EXERCISE DESCRIPTION:
Write the data out again exactly, dropping any images it holds.

DATA SHOWN:
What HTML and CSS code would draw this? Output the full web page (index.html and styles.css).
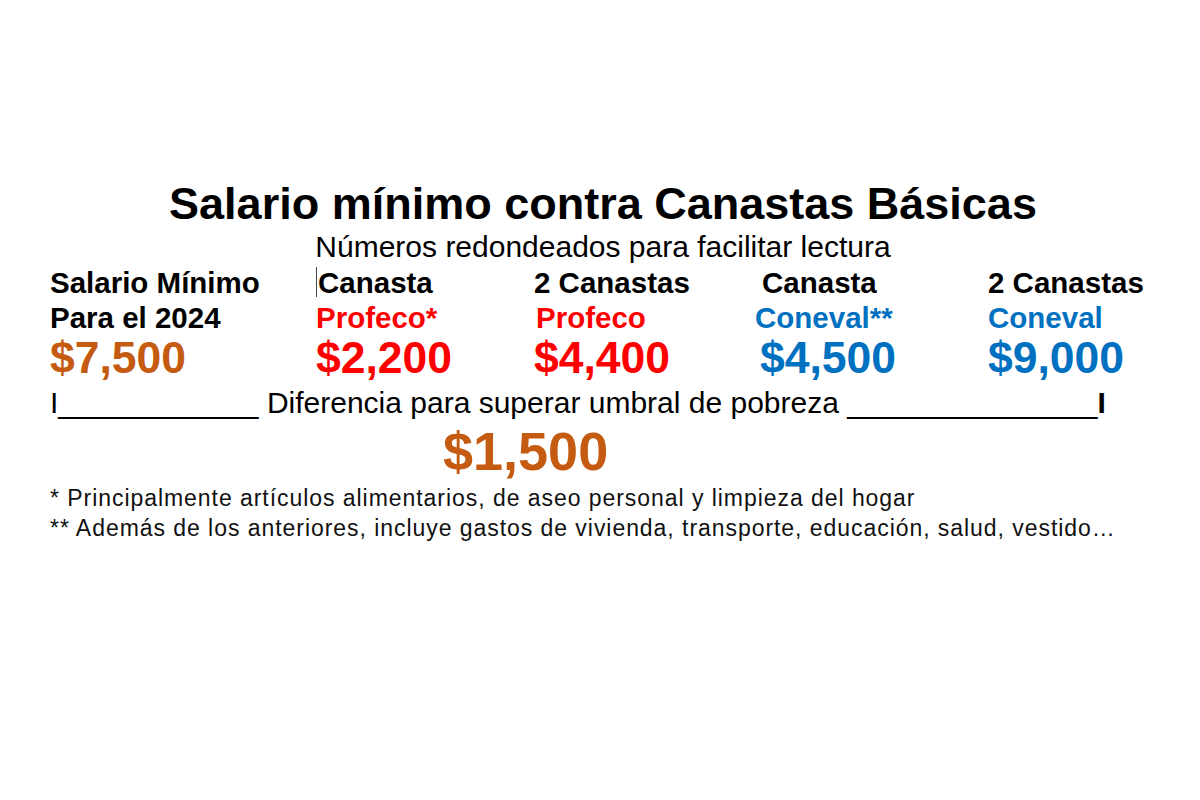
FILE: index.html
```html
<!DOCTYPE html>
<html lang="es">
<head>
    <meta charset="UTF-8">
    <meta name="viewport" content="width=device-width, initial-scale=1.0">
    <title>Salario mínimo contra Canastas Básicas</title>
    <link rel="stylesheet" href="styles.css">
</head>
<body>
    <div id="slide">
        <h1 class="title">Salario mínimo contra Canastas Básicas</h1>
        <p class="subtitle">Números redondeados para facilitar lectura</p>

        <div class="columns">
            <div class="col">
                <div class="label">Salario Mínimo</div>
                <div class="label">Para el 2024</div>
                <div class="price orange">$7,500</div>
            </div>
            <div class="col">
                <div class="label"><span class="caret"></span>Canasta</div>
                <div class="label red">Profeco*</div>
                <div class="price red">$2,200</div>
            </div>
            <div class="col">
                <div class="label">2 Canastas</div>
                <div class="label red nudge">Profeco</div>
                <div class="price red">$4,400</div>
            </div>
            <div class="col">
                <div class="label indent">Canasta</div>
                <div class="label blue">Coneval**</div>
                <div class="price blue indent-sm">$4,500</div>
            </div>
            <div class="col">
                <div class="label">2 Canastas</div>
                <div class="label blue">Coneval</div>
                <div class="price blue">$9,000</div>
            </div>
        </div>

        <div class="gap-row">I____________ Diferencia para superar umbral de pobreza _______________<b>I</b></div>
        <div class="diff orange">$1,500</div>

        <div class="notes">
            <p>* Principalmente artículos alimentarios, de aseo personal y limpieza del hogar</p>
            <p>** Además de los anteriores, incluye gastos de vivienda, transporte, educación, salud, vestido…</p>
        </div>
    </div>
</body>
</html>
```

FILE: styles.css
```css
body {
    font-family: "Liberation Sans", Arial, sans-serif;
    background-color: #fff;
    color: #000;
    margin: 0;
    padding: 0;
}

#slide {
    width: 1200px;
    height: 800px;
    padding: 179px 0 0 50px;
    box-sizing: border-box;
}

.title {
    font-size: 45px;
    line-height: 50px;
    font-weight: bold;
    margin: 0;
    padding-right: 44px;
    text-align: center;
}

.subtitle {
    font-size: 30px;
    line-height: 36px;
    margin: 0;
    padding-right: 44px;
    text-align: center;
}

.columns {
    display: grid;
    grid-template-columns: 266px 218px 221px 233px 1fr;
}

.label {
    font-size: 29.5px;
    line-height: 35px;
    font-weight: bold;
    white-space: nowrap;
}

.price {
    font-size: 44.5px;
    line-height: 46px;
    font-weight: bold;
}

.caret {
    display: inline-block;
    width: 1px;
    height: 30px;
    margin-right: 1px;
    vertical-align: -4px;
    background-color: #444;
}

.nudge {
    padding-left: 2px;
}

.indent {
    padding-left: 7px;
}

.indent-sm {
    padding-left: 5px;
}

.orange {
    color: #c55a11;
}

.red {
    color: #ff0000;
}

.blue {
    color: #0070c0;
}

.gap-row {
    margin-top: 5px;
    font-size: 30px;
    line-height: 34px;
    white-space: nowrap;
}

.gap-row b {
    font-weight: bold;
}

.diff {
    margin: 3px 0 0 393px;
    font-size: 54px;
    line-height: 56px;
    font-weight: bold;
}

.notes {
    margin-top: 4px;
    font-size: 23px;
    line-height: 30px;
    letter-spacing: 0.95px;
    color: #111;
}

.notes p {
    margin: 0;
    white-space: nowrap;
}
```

RESULT OF THIS EXERCISE:
What HTML and CSS code would draw this? Output the full web page (index.html and styles.css).
FILE: index.html
```html
<!DOCTYPE html>
<html lang="es">
<head>
    <meta charset="UTF-8">
    <meta name="viewport" content="width=device-width, initial-scale=1.0">
    <title>Salario mínimo contra Canastas Básicas</title>
    <link rel="stylesheet" href="styles.css">
</head>
<body>
    <div id="slide">
        <h1 class="title">Salario mínimo contra Canastas Básicas</h1>
        <p class="subtitle">Números redondeados para facilitar lectura</p>

        <div class="columns">
            <div class="col">
                <div class="label">Salario Mínimo</div>
                <div class="label">Para el 2024</div>
                <div class="price orange">$7,500</div>
            </div>
            <div class="col">
                <div class="label"><span class="caret"></span>Canasta</div>
                <div class="label red">Profeco*</div>
                <div class="price red">$2,200</div>
            </div>
            <div class="col">
                <div class="label">2 Canastas</div>
                <div class="label red nudge">Profeco</div>
                <div class="price red">$4,400</div>
            </div>
            <div class="col">
                <div class="label indent">Canasta</div>
                <div class="label blue">Coneval**</div>
                <div class="price blue indent-sm">$4,500</div>
            </div>
            <div class="col">
                <div class="label">2 Canastas</div>
                <div class="label blue">Coneval</div>
                <div class="price blue">$9,000</div>
            </div>
        </div>

        <div class="gap-row">I____________ Diferencia para superar umbral de pobreza _______________<b>I</b></div>
        <div class="diff orange">$1,500</div>

        <div class="notes">
            <p>* Principalmente artículos alimentarios, de aseo personal y limpieza del hogar</p>
            <p>** Además de los anteriores, incluye gastos de vivienda, transporte, educación, salud, vestido…</p>
        </div>
    </div>
</body>
</html>
```

FILE: styles.css
```css
body {
    font-family: "Liberation Sans", Arial, sans-serif;
    background-color: #fff;
    color: #000;
    margin: 0;
    padding: 0;
}

#slide {
    width: 1200px;
    height: 800px;
    padding: 179px 0 0 50px;
    box-sizing: border-box;
}

.title {
    font-size: 45px;
    line-height: 50px;
    font-weight: bold;
    margin: 0;
    padding-right: 44px;
    text-align: center;
}

.subtitle {
    font-size: 30px;
    line-height: 36px;
    margin: 0;
    padding-right: 44px;
    text-align: center;
}

.columns {
    display: grid;
    grid-template-columns: 266px 218px 221px 233px 1fr;
}

.label {
    font-size: 29.5px;
    line-height: 35px;
    font-weight: bold;
    white-space: nowrap;
}

.price {
    font-size: 44.5px;
    line-height: 46px;
    font-weight: bold;
}

.caret {
    display: inline-block;
    width: 1px;
    height: 30px;
    margin-right: 1px;
    vertical-align: -4px;
    background-color: #444;
}

.nudge {
    padding-left: 2px;
}

.indent {
    padding-left: 7px;
}

.indent-sm {
    padding-left: 5px;
}

.orange {
    color: #c55a11;
}

.red {
    color: #ff0000;
}

.blue {
    color: #0070c0;
}

.gap-row {
    margin-top: 5px;
    font-size: 30px;
    line-height: 34px;
    white-space: nowrap;
}

.gap-row b {
    font-weight: bold;
}

.diff {
    margin: 3px 0 0 393px;
    font-size: 54px;
    line-height: 56px;
    font-weight: bold;
}

.notes {
    margin-top: 4px;
    font-size: 23px;
    line-height: 30px;
    letter-spacing: 0.95px;
    color: #111;
}

.notes p {
    margin: 0;
    white-space: nowrap;
}
```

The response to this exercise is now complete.